There is also a small picture museum on the second floor with photos of Ronald Raegan during his acting years and a young Judy Garland, among other famous people.
Most fascinatingly, JFK won his presidential nomination at the Biltmore, as well as The Beatles had to be airdropped by helicopter on the rooftop for their 1960’s tour, because fans clogged the streets anticipating their arrival.
Lastly, here is a remnant air raid siren from the Cold War era (which, in my opinion, the era never ended).
This now neglected old civil defense siren was once supposed to warn the populace of an incoming nuclear attack. According to some folks who lived before and through WWII, they remember the sirens being tested at 10 am on the last Friday of every month. They were put up to warn city residents of Japanese attacks. About 75 percent are still around, but are occasionally torn down during construction projects. The sirens were last used during a test in 1985.

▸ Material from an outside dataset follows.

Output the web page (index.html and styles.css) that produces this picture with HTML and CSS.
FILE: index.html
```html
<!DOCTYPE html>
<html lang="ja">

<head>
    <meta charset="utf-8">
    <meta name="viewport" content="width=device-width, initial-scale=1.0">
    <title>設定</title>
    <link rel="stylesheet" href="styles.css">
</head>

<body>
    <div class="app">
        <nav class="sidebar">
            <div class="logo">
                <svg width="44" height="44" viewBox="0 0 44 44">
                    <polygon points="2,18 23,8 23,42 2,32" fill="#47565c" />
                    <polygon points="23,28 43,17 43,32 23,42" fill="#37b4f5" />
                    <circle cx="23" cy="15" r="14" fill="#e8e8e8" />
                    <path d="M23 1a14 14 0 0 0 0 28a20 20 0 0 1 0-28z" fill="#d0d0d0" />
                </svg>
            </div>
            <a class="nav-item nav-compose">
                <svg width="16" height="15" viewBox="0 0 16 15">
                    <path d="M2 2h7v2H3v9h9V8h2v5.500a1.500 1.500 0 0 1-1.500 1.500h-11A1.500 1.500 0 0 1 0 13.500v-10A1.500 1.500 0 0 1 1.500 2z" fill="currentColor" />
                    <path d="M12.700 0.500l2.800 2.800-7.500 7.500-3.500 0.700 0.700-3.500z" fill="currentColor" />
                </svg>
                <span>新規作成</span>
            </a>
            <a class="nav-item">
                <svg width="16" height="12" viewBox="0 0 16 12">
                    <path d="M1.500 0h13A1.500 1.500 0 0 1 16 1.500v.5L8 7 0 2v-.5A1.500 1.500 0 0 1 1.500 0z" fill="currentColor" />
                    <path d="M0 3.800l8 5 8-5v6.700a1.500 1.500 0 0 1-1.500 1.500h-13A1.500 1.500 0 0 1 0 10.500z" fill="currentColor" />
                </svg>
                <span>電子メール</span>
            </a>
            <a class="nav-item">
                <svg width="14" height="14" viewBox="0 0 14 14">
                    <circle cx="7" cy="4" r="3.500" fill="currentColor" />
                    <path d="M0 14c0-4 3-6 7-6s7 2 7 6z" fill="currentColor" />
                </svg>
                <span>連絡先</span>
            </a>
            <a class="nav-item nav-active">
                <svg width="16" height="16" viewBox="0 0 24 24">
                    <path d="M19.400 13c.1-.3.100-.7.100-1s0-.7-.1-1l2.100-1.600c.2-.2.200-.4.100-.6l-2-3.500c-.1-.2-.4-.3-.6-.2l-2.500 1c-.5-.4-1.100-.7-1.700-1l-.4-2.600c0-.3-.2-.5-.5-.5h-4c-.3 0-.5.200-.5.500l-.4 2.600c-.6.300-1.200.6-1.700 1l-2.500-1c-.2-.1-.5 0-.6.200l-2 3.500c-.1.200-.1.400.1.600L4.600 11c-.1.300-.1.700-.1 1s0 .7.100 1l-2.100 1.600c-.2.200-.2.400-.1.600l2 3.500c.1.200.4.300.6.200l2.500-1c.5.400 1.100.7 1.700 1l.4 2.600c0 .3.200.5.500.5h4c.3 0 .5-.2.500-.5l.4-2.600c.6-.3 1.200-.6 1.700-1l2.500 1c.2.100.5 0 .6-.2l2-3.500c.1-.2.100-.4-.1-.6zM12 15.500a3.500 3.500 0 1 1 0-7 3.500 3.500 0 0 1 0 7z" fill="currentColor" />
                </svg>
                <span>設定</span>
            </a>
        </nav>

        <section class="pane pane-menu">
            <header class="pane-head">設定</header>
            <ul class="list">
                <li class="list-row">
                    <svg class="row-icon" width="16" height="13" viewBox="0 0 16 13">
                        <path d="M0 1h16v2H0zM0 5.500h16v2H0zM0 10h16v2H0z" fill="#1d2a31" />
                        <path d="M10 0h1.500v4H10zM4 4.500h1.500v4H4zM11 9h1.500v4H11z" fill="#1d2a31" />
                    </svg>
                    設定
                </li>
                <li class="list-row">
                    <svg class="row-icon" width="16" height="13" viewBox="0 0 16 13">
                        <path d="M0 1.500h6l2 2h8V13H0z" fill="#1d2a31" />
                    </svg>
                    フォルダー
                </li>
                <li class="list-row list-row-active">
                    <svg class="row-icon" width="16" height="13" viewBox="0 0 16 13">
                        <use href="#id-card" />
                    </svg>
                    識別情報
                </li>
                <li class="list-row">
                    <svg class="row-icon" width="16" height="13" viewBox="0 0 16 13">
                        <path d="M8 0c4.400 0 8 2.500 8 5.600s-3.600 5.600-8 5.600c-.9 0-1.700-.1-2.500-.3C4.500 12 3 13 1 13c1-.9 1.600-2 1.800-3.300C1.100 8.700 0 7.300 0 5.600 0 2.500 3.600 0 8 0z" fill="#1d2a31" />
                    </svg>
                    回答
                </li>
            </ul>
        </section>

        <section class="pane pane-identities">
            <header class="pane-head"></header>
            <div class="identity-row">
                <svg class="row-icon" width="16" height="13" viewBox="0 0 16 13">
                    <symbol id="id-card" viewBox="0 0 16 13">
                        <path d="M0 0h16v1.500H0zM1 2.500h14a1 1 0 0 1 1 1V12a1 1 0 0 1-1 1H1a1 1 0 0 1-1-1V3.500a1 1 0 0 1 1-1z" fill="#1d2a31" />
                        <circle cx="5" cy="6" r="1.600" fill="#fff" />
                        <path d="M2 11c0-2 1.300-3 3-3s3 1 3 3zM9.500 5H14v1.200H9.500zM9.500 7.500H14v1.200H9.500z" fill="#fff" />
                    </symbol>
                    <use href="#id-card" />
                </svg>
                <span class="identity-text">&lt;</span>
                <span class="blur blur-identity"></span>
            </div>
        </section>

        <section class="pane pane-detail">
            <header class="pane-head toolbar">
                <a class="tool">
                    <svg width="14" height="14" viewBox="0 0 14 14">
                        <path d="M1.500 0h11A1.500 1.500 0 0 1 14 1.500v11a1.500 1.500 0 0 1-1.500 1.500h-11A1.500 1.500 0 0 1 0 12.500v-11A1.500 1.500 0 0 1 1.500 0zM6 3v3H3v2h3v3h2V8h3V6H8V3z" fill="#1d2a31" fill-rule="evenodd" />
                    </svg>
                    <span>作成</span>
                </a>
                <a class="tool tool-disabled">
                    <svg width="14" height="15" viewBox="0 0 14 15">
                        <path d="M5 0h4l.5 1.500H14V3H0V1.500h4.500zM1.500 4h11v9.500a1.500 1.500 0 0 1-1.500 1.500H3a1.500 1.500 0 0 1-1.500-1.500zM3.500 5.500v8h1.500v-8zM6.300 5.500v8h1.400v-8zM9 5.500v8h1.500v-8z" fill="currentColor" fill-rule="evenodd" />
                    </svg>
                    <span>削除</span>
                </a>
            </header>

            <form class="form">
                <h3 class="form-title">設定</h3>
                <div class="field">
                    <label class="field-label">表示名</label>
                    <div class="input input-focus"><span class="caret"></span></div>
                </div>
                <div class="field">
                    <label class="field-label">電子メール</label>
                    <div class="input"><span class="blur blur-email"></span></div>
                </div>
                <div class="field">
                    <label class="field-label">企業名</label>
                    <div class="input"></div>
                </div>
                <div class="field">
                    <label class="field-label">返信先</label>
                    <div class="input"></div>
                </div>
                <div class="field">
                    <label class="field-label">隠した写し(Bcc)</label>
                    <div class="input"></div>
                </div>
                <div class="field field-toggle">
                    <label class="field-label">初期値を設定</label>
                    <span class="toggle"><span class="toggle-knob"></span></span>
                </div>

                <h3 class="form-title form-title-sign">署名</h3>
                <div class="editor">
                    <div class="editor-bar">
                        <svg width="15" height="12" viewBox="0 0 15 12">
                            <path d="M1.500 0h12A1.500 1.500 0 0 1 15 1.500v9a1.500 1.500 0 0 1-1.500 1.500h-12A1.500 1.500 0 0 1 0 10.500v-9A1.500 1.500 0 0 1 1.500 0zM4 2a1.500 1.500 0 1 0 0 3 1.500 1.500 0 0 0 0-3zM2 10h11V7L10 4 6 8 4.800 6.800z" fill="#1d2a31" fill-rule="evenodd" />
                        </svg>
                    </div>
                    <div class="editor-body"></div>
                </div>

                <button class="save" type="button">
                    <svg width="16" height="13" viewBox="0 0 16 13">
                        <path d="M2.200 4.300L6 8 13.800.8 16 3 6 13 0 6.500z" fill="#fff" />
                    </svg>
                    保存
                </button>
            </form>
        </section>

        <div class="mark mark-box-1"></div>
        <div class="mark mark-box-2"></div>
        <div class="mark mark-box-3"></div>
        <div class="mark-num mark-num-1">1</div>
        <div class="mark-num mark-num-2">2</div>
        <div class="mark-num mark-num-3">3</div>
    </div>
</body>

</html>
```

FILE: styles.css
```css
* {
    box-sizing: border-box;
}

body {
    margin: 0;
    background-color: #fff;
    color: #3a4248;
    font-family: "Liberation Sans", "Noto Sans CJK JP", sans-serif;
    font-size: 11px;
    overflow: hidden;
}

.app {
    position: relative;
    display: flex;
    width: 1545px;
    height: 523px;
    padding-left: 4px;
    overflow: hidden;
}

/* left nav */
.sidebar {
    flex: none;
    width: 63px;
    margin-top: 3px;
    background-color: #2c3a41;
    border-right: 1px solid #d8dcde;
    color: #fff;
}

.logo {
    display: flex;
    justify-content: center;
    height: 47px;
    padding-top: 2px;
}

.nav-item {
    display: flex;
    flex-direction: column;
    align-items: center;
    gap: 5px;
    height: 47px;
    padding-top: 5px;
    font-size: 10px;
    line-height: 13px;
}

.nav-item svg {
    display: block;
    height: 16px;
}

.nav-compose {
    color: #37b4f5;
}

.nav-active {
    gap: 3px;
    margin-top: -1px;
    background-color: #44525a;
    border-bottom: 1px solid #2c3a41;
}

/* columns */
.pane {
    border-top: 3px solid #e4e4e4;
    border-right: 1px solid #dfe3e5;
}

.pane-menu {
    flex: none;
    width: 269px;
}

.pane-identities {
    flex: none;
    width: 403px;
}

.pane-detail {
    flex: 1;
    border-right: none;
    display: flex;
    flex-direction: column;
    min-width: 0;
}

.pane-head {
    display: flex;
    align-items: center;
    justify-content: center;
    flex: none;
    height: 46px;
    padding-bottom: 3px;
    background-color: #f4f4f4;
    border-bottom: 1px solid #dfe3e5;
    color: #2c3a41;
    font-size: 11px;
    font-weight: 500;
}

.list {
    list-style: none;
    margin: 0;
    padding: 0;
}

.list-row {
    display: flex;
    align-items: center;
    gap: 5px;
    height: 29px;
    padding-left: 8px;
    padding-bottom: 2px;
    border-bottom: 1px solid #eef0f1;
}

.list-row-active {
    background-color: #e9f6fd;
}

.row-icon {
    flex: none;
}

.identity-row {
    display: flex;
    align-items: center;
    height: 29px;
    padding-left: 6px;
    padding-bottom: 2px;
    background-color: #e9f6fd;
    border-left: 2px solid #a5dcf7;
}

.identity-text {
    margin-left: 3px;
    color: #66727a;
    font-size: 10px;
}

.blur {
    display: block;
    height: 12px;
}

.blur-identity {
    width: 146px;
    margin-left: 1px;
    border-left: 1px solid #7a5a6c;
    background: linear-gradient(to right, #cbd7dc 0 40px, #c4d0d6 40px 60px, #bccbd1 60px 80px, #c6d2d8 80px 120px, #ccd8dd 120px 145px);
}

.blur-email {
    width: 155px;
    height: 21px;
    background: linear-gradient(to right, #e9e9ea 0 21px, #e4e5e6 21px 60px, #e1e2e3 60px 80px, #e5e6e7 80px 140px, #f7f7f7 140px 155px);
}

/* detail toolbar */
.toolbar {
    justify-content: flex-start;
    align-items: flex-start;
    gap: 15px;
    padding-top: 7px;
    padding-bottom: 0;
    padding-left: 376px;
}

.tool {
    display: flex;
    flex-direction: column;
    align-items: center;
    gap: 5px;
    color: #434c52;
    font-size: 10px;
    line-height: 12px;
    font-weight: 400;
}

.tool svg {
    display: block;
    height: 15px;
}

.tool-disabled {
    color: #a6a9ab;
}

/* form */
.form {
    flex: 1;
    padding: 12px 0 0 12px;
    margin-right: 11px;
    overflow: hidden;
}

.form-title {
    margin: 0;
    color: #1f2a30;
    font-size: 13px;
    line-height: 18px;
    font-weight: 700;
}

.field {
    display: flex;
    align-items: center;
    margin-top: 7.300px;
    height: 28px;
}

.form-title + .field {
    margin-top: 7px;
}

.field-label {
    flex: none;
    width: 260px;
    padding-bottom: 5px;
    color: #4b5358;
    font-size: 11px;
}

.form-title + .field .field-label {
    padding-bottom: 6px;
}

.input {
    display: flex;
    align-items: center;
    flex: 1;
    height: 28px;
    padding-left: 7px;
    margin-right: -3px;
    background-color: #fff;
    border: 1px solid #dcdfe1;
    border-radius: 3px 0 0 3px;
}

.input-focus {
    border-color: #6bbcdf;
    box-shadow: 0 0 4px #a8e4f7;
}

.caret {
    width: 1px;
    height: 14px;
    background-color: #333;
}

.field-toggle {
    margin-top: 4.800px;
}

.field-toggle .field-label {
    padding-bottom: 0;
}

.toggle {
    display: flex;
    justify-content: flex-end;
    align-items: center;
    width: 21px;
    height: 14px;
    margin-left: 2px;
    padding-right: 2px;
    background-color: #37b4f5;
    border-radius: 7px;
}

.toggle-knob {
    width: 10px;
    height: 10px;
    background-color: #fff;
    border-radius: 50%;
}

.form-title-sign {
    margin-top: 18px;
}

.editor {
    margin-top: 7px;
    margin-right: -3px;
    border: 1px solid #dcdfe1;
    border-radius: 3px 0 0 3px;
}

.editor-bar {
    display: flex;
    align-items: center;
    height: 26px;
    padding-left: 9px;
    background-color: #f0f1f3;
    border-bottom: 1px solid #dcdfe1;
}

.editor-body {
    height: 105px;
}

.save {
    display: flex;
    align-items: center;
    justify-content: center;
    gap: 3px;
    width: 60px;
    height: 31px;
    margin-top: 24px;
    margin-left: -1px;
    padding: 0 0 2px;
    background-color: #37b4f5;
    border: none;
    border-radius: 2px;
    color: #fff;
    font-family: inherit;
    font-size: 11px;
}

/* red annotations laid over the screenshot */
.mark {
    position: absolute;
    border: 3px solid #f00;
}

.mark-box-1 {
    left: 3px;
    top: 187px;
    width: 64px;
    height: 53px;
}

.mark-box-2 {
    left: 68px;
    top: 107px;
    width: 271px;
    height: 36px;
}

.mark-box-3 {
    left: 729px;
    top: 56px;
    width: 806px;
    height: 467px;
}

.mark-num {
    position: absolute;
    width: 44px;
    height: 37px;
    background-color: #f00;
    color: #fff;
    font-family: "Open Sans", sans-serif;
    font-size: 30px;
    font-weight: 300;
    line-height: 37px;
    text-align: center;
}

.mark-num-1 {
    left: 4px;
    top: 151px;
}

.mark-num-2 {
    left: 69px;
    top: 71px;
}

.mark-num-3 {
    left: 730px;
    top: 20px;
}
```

I am very pleased with this walking tour of Downtown Los Angeles. Neel was a fantastic storyteller and his love for this city and history really made the experience a wonderful one. He gave us ample time to explore each site and I never felt like I was being rushed through the experience, as well as he always elaborated on our questions to ensure we all understood the context of the information he was providing us. Furthermore, $20 for two hours is a super competitive tour price, in my opinion, because most tour companies will charge about $50 and up for the same amount of time and type of tour. In sum, I highly recommend this fantastic experience for all ages.